Elle tente si bien que mal de dissimuler sa souffrance, se demandant si un jour, elle s’en sortira. «Je ne sais pas si je suis condamnée ou pas. J’ai une crise d’asthme et ça devient compliqué. Ça ralentit mon travail. Je suis très épuisée. Je fais croire aux gens que ça va. Mais, je souffre», commente-t-elle.
A la question de savoir si elle va arrêter de travailler en tant que journaliste malgré tout ce qu’elle a vécu, Mariam hésite encore sur la suite à donner à sa carrière. «A vrai dire, je ne sais pas. Actuellement, je suis très épuisée et sans force. C’est trop tôt pour dire que je vais arrêter. Tant que j’aurais cette petite santé pour continuer, je vais continuer jusqu’à ce que la vie me lâche », a-t-elle laissé entendre.

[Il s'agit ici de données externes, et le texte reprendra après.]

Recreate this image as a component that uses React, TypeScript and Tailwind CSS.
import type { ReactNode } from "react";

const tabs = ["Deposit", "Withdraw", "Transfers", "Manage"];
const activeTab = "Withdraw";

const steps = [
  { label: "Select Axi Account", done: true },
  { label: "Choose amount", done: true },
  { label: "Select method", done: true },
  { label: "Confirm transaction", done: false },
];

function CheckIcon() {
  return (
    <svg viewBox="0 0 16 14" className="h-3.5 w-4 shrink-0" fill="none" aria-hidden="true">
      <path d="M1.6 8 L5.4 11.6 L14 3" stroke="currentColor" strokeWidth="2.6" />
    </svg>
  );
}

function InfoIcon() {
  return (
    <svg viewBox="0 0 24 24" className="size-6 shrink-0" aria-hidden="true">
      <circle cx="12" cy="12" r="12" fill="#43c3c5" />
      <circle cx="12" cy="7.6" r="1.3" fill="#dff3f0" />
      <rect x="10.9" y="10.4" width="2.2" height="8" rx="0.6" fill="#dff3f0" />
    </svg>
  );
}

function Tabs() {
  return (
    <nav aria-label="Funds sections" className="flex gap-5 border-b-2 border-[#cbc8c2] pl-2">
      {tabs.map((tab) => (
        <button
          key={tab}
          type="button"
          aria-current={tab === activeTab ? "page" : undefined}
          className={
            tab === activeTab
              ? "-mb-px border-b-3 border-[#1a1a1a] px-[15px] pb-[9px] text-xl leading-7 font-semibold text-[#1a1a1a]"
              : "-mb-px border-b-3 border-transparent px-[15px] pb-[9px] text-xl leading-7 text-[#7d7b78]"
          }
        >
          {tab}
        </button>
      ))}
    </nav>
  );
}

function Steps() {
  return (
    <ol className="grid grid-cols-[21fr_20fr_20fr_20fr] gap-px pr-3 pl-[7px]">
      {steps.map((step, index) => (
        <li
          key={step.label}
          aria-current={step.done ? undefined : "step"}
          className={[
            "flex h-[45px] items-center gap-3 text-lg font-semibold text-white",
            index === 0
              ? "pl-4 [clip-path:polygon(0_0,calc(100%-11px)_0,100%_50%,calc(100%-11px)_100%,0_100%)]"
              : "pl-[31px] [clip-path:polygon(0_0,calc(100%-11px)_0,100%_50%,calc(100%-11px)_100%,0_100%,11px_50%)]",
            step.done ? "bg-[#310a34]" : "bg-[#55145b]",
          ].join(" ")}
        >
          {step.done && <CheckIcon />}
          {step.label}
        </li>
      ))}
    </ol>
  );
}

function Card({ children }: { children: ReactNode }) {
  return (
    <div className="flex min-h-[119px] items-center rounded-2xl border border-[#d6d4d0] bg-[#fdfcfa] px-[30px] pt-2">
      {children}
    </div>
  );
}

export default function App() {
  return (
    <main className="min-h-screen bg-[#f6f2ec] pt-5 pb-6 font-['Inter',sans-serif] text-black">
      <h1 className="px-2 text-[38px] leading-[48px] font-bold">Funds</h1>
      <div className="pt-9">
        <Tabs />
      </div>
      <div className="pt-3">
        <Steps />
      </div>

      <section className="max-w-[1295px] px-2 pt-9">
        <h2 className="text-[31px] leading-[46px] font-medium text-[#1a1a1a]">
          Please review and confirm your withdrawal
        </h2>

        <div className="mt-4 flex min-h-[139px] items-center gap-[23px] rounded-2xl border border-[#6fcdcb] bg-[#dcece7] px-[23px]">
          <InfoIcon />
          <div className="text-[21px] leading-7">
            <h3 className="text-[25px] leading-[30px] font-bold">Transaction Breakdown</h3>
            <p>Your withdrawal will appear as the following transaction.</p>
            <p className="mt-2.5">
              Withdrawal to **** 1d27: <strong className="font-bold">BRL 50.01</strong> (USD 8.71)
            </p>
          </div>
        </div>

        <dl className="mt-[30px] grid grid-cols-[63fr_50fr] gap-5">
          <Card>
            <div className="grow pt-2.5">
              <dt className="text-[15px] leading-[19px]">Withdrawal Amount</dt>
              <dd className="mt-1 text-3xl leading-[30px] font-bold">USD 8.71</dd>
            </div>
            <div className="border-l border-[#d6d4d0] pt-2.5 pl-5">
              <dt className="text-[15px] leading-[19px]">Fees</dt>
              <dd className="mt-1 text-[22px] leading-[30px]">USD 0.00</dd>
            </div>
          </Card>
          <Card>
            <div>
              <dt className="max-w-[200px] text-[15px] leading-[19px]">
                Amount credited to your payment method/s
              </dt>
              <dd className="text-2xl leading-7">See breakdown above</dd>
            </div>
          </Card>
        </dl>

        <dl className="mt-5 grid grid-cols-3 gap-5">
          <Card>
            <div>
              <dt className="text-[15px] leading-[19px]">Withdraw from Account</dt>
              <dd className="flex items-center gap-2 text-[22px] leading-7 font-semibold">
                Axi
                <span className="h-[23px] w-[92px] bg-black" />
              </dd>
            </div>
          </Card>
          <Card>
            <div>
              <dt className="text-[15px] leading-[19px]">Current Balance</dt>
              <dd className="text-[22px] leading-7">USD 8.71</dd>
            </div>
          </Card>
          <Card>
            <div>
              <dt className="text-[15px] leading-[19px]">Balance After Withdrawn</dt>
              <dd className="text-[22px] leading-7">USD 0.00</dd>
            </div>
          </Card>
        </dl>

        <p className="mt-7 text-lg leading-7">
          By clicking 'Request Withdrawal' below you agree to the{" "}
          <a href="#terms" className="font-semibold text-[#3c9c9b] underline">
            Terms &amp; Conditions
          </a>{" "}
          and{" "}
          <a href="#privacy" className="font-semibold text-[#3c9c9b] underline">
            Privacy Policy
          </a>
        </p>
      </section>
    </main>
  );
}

Mariam Ouédraogo invite par ailleurs les journalistes à aimer d’abord leur métier. «Je suis venue dans ce métier, le seul que j’aime. Dieu m’a fait grâce et chaque jour, quand je me réveille, je me rends compte que je suis journaliste. Ça ne fait que me motiver davantage», note-t-elle. Elle a tenu à rappeler que le métier de journaliste exige de la patience, de la passion, du courage et surtout de la discrétion.

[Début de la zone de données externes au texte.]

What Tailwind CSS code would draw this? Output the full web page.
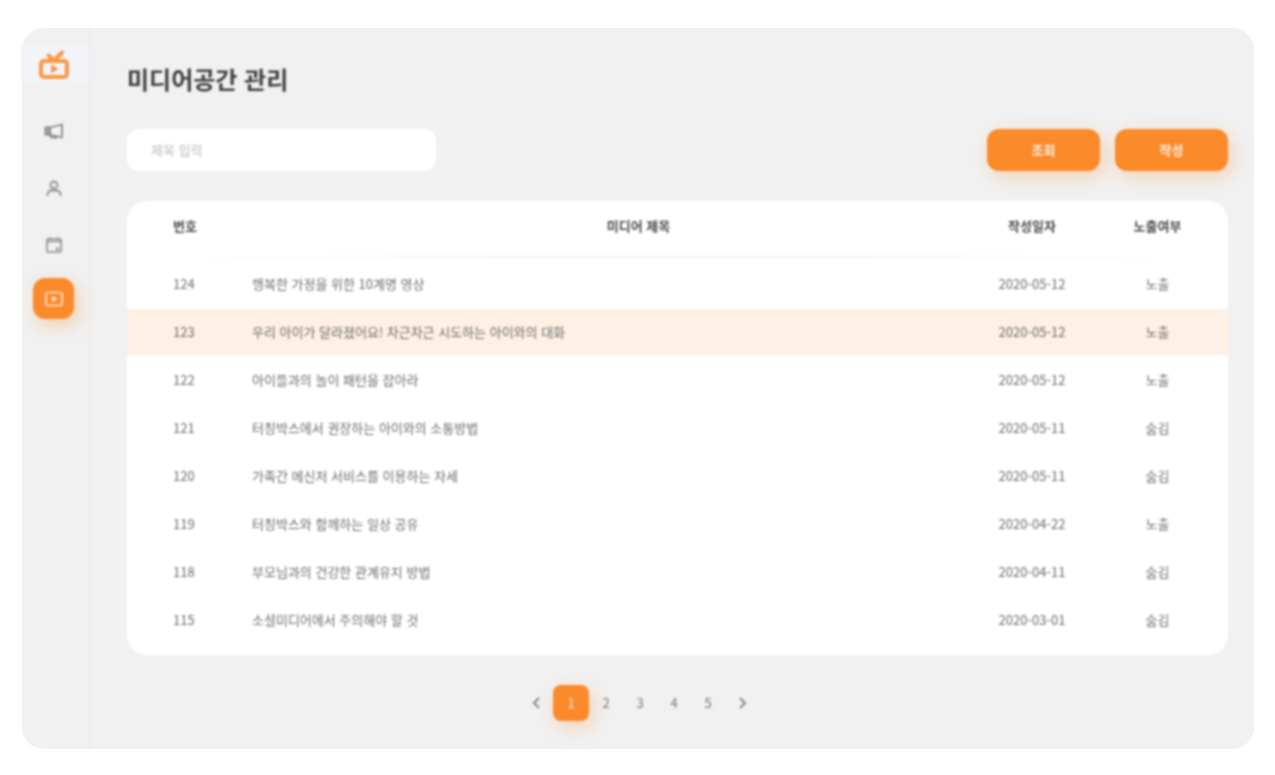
<!DOCTYPE html>
<html lang="ko">
<head>
    <meta charset="UTF-8">
    <meta name="viewport" content="width=device-width, initial-scale=1.0">
    <title>미디어공간 관리</title>
    <script src="https://cdn.jsdelivr.net/npm/@tailwindcss/browser@4"></script>
</head>
<body class="flex min-h-screen bg-white pt-7 pr-[21px] pb-[26px] pl-[22px] font-['Noto_Sans_CJK_KR',sans-serif] text-[13px] text-[#6c6c6c]">
    <div class="flex grow rounded-[22px] bg-[#f1f1f1] shadow-[0_0_12px_rgba(0,0,0,0.015)]">
        <div class="flex grow blur-[1px]">

            <!-- Sidebar -->
            <nav class="flex w-[68px] shrink-0 flex-col border-r border-[#ebebeb] pt-4">
                <a href="#" aria-label="홈" class="flex h-[38px] items-center justify-center bg-[#f2f4f8] pr-1">
                    <svg class="h-8 w-8" viewBox="0 0 32 32" fill="none" stroke="#fc9742" stroke-width="4" stroke-linecap="round" stroke-linejoin="round">
                        <rect x="3" y="14" width="26" height="16" rx="3"/>
                        <path d="M10.500 8.500l5.500 5 8-8"/>
                        <path d="M13.500 18.500v7l6-3.500z" fill="#fc9742" stroke-width="1"/>
                    </svg>
                </a>
                <div class="mt-7 flex flex-col items-center gap-4 pr-1">
                    <a href="#" aria-label="공지" class="flex h-[41px] w-[41px] items-center justify-center">
                        <svg class="h-5 w-5" viewBox="0 0 20 20" fill="none" stroke="#888" stroke-width="1.800" stroke-linejoin="round">
                            <path d="M6 6.500L18 3.500v13L6 13.500z"/>
                            <path d="M1.500 6.500H6v7H1.500z" fill="#aaa"/>
                            <path d="M5 13.500l2.500 3h6"/>
                        </svg>
                    </a>
                    <a href="#" aria-label="회원" class="flex h-[41px] w-[41px] items-center justify-center">
                        <svg class="h-5 w-5" viewBox="0 0 20 20" fill="none" stroke="#8c8c8c" stroke-width="1.800">
                            <circle cx="10" cy="7" r="3.500"/>
                            <path d="M3.500 18v-1.500a4 4 0 0 1 4-4h5a4 4 0 0 1 4 4v1.500"/>
                        </svg>
                    </a>
                    <a href="#" aria-label="일정" class="flex h-[41px] w-[41px] items-center justify-center">
                        <svg class="h-5 w-5" viewBox="0 0 20 20" fill="none" stroke="#8c8c8c" stroke-width="1.600" stroke-linejoin="round">
                            <rect x="3" y="4" width="14" height="13" rx="1"/>
                            <path d="M3 6.500h14M6 2.500V5M14 2.500V5"/>
                            <path d="M12 12.500h3v3h-3z" fill="#999" stroke="none"/>
                        </svg>
                    </a>
                </div>
                <div class="mt-[13px] flex justify-center pr-1">
                    <a href="#" aria-label="미디어공간" aria-current="page" class="flex h-[41px] w-[41px] items-center justify-center rounded-xl bg-[#fb8a2b] shadow-[4px_6px_18px_rgba(251,138,43,0.35)]">
                        <svg class="h-5 w-5" viewBox="0 0 20 20" fill="none" stroke="#ffe8d5" stroke-width="1.600" stroke-linejoin="round">
                            <rect x="2" y="3.500" width="16" height="13" rx="2"/>
                            <path d="M8.500 7.500v5l4-2.500z" fill="#ffe8d5" stroke-width="1"/>
                        </svg>
                    </a>
                </div>
            </nav>

            <main class="flex min-w-0 grow flex-col pt-[31px] pr-[26px] pl-[37px]">
                <h1 class="text-2xl leading-10 font-bold text-[#404040]">미디어공간 관리</h1>

                <!-- Search bar -->
                <form class="mt-[30px] flex items-center gap-[15px]">
                    <input type="text" aria-label="제목 입력" placeholder="제목 입력" class="mr-auto h-[42px] w-[309px] rounded-xl bg-white px-6 pb-0.5 outline-none placeholder:text-[#bbb]">
                    <button type="button" class="h-[42px] w-[113px] rounded-xl bg-[#fb8a2b] pb-px font-bold text-[#fff0e3] shadow-[4px_6px_18px_rgba(251,138,43,0.3)]">조회</button>
                    <button type="button" class="h-[42px] w-[113px] rounded-xl bg-[#fb8a2b] pb-px font-bold text-[#fff0e3] shadow-[4px_6px_18px_rgba(251,138,43,0.3)]">작성</button>
                </form>

                <!-- Media list -->
                <div class="mt-[30px] rounded-[20px] bg-white pb-[11px]">
                    <table class="w-full table-fixed border-separate border-spacing-0">
                        <colgroup>
                            <col class="w-[125px]">
                            <col>
                            <col class="w-[126px]">
                            <col class="w-[133px]">
                        </colgroup>
                        <thead class="text-[#4a4a4a]">
                            <tr class="h-[59px] bg-[linear-gradient(90deg,transparent_3%,#f2f2f2_40%,#f2f2f2_60%,transparent_97%)] bg-[length:100%_2px] bg-[position:0_55px] bg-no-repeat">
                                <th class="pb-[10px] pl-[46px] text-left">번호</th>
                                <th class="pb-[10px] pl-14">미디어 제목</th>
                                <th class="pb-[10px]">작성일자</th>
                                <th class="pr-2 pb-[10px]">노출여부</th>
                            </tr>
                        </thead>
                        <tbody class="[&_td]:h-12 [&_td]:border-y [&_td]:border-transparent [&_td]:bg-clip-padding [&_td:first-child]:pl-[46px] [&_td:nth-child(n+3)]:text-center [&_td:last-child]:pr-2">
                            <tr><td>124</td><td>행복한 가정을 위한 10계명 영상</td><td>2020-05-12</td><td>노출</td></tr>
                            <tr class="[&_td]:bg-[#fef0e4]"><td>123</td><td>우리 아이가 달라졌어요! 차근차근 시도하는 아이와의 대화</td><td>2020-05-12</td><td>노출</td></tr>
                            <tr><td>122</td><td>아이들과의 놀이 패턴을 잡아라</td><td>2020-05-12</td><td>노출</td></tr>
                            <tr><td>121</td><td>터칭박스에서 권장하는 아이와의 소통방법</td><td>2020-05-11</td><td>숨김</td></tr>
                            <tr><td>120</td><td>가족간 메신저 서비스를 이용하는 자세</td><td>2020-05-11</td><td>숨김</td></tr>
                            <tr><td>119</td><td>터칭박스와 함께하는 일상 공유</td><td>2020-04-22</td><td>노출</td></tr>
                            <tr><td>118</td><td>부모님과의 건강한 관계유지 방법</td><td>2020-04-11</td><td>숨김</td></tr>
                            <tr><td>115</td><td>소셜미디어에서 주의해야 할 것</td><td>2020-03-01</td><td>숨김</td></tr>
                        </tbody>
                    </table>
                </div>

                <!-- Pagination -->
                <div class="mt-[30px] flex h-9 items-center justify-center pr-[77px] text-[#777]">
                    <button type="button" aria-label="이전" class="flex h-9 w-[34px] items-center justify-center">
                        <svg class="h-3 w-3" viewBox="0 0 12 12" fill="none" stroke="#888" stroke-width="2"><path d="M9 1L4 6l5 5"/></svg>
                    </button>
                    <button type="button" aria-current="page" class="h-9 w-9 rounded-lg bg-[#fb8a2b] text-[#ffe8d5] shadow-[4px_6px_18px_rgba(251,138,43,0.3)]">1</button>
                    <button type="button" class="h-9 w-[34px]">2</button>
                    <button type="button" class="h-9 w-[34px]">3</button>
                    <button type="button" class="h-9 w-[34px]">4</button>
                    <button type="button" class="h-9 w-[34px]">5</button>
                    <button type="button" aria-label="다음" class="flex h-9 w-[34px] items-center justify-center">
                        <svg class="h-3 w-3" viewBox="0 0 12 12" fill="none" stroke="#888" stroke-width="2"><path d="M4 1l5 5-5 5"/></svg>
                    </button>
                </div>
            </main>
        </div>
    </div>
</body>
</html>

Selon Mariam Ouédraogo, s’intéresser à l’investigation sans être discret, c’est se mettre en danger, exposer ses sources et son entourage.
La plupart des sujets qu’elle traite sont des sujets considérés comme sensibles. Mais, aux yeux de la journaliste, de tels sujets sont à la fois passionnants et stressants. A l’en croire, même au niveau de l’administration, ceux qui sont sensés donner des informations ne le font pas.
Au niveau des rédactions également, les journalistes ne disposent pas de tous les moyens encore moins du temps nécessaire pour la production de leurs articles. «Souvent, on veut bien faire les choses jusqu’au fond. Mais, notre volonté seule ne suffit pas. Il faut un accompagnement de nos médias», précise-t-elle.
Au terme de cet atelier, les participantes ont formulé des recommandations. Elles ont suggéré de perpétuer ces genres d’initiatives. Une autre de ces recommandations est que les médias nouent un partenariat avec des cabinets d’assistance psychologique pour venir en aide aux journalistes qui subissent des traumatismes liés à l’exercice de leur fonction.
L’une d’entre ces recommandations est que le centre de presse Norbert Zongo réussisse à mettre en place un fonds de soutien aux journalistes pour leurs productions. Aussi, est suggérée une thérapie de groupe. Les journalistes ont proposé de se retrouver une fois par mois dans la bibliothèque du centre pour faire de la lecture en vue d’ enrichir leurs connaissances.